Hi, I play runescape and i have a problem. THe game "RUnescape" runs very slow and i cant play the game.I cant do anything in the game....please help me.


----------



## koala (Mar 27, 2005)

What is your internet connection speed?

Do you have the latest *Java* installed?

Please post your system specs (graphics, sound, motherboard, RAM, PSU)


----------



## ahmedd (Jul 9, 2007)

I have p4 and i have just installed java from www.java.com 2 days ago...my internet speed is normally 33.6 kbps...But the problem is i have been playing runescape on my other computer with the same internet speed...But now there is no java in that computer so i cant play on that one...please tell me what should i do...


----------



## ahmedd (Jul 9, 2007)

And ya one more thing...I have 1.6.0 version of java.....


----------



## koala (Mar 27, 2005)

ahmedd said:


> But now there is *no java in that computer* so i cant play on that one...please tell me what should i do...


Reinstall java.


----------



## 1 g0t 0wn3d (Jan 31, 2007)

I paly runescape =) (lvl109) and all of the visual updates hurt proformance my dual core sits at 90% while running runescape while say coh maxxed hits 80.....alll be cause runescape only renders through the cpu.


----------



## koala (Mar 27, 2005)

Please post the CPU and RAM details for both computers.


----------



## redsunx (Apr 5, 2007)

Try playing in low detail, and i think this is cause of a low connection


----------



## ebackhus (Apr 21, 2005)

I've played RuseScape on a 233Mhz P1 with just 192MB of RAM. It was, however, on a 3Mbps line.


----------



## Teh_Phoenix (Jul 30, 2007)

ok, i dont play runescape (anymore) but anyway, A. use firefox not IE, presuming your a nub, just download an addon too it called Fasterfox, done that? good! now, google for ad-aware se , that should take care of any adware or spyware problems, also, dont use norten, download AVG free edition, norton causes more problems than it solves, ive fixed many a PC where norton was the problem, the whole norton thing is just a sidente by the way, not relevent too your lag, other than that, read the above said...


----------



## beefers1 (Aug 23, 2007)

it's irrelevant, but norton works excellently on my PC. no problems at all. once stopped over 140 viruses in a single short span of time. anyway, it's not Firefox/IE that's the problem (though i prefer FF). i've managed to play it with as low as a 800MHz CPU with 128MB RAM. try downgrading java to a version that's less demanding of your computer, and play on low detail.


----------



## wello (Mar 15, 2008)

go to http://www.stevengould.org/index.php?option=com_content&task=view&id=29&Itemid=70 download cleanup! and run it on thorough cleanup.
once u have completed that reinstall java and try it out.
If that doesnt work, try using a 3rd party interface like www.swiftswitch.net to run it


----------



## ErwinR (Jun 24, 2008)

I love to read all the solutions people com up with, but it doesn't seem to help me.
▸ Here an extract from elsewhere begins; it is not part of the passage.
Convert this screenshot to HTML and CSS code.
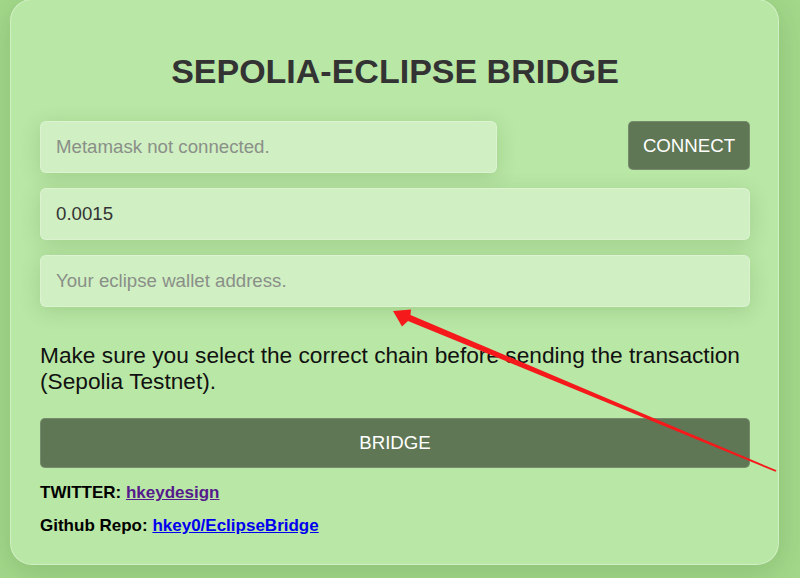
FILE: index.html
```html
<!DOCTYPE html>
<html>
<head>
<meta charset="utf-8">
<title>Sepolia-Eclipse Bridge</title>
<link rel="stylesheet" href="styles.css">
</head>
<body>
<div class="card">
  <h1 class="title">SEPOLIA-ECLIPSE BRIDGE</h1>
  <div class="row">
    <input class="field field-short" type="text" placeholder="Metamask not connected." readonly>
    <button class="btn btn-connect">CONNECT</button>
  </div>
  <input class="field field-gap" type="text" value="0.0015">
  <input class="field field-gap" type="text" placeholder="Your eclipse wallet address.">
  <p class="note">Make sure you select the correct chain before sending the transaction (Sepolia Testnet).</p>
  <button class="btn btn-bridge">BRIDGE</button>
  <p class="link-line link-first"><b>TWITTER:</b> <a class="link link-visited" href="#">hkeydesign</a></p>
  <p class="link-line"><b>Github Repo:</b> <a class="link link-new" href="#">hkey0/EclipseBridge</a></p>
</div>
<svg class="arrow" width="800" height="578" viewBox="0 0 800 578">
  <polygon fill="#f5191b" points="393,311 411,309.5 410.5,315 776.5,470.3 775.5,471.7 408,321 402,326.5"/>
</svg>
</body>
</html>
```

FILE: styles.css
```css
html, body {
  margin: 0;
  padding: 0;
}

body {
  width: 800px;
  height: 578px;
  overflow: hidden;
  background: #a3d88b;
  font-family: "Liberation Sans", Arial, sans-serif;
  position: relative;
}

.card {
  box-sizing: border-box;
  margin: -1px 0 0 10px;
  width: 769px;
  height: 566px;
  padding: 52px 28px 0 29px;
  background: #b9e7a5;
  border: 1px solid rgba(255, 255, 255, 0.35);
  border-radius: 22px;
  box-shadow: 0 8px 30px rgba(40, 90, 20, 0.18);
  display: flex;
  flex-direction: column;
}

.title {
  margin: 0;
  font-size: 34px;
  font-weight: bold;
  line-height: 39px;
  color: #333333;
  text-align: center;
}

.row {
  margin-top: 30px;
  display: flex;
  align-items: flex-start;
}

.field {
  box-sizing: border-box;
  height: 52px;
  width: 100%;
  padding: 0 15px;
  border: 1px solid rgba(255, 255, 255, 0.25);
  border-radius: 6px;
  background: #d0efc3;
  box-shadow: 0 4px 20px rgba(40, 90, 20, 0.17);
  font-family: "Liberation Sans", Arial, sans-serif;
  font-size: 18.67px;
  color: #333333;
  outline: none;
}

.field::placeholder {
  color: #8a8f88;
}

.field-short {
  width: 457px;
}

.field-gap {
  margin-top: 15px;
}

.btn {
  box-sizing: border-box;
  border: 1px solid rgba(255, 255, 255, 0.15);
  border-radius: 5px;
  background: #5f7755;
  color: #ffffff;
  font-family: "Liberation Sans", Arial, sans-serif;
  font-size: 18.67px;
  cursor: pointer;
}

.btn-connect {
  margin-left: auto;
  width: 122px;
  height: 49px;
  padding: 0;
}

.btn-bridge {
  margin-top: 23px;
  height: 50px;
  width: 100%;
}

.note {
  margin: 36px 0 0 0;
  font-size: 22.7px;
  line-height: 25.8px;
  color: #111111;
}

.link-line {
  margin: 14px 0 0 0;
  font-size: 17px;
  line-height: 19.3px;
  font-weight: bold;
  color: #000000;
}

.link-first {
  margin-top: 15px;
}

.link {
  text-decoration: underline;
}

.link-visited {
  color: #551a8b;
}

.link-new {
  color: #0000ee;
}

.arrow {
  position: absolute;
  left: 0;
  top: 0;
  pointer-events: none;
}
```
AM getting a blank page just before being able to log in at RS.
However Java seems ok, and no I don't need ad-aware or fasterfox, as I am howver I do use Firefox, not a microsoft user, but running Ubuntu (Linux for the People). 
My computer specs might help so here I go:

Acer Aspire 5920g.
Intel Core Duo
4Gb DDR2
nVidea Geforce 8600M GT

Ubuntu 8.04 Hardy (Gnome)
FireFox
Java 1.5.0

Any solutions ???


Erwin


----------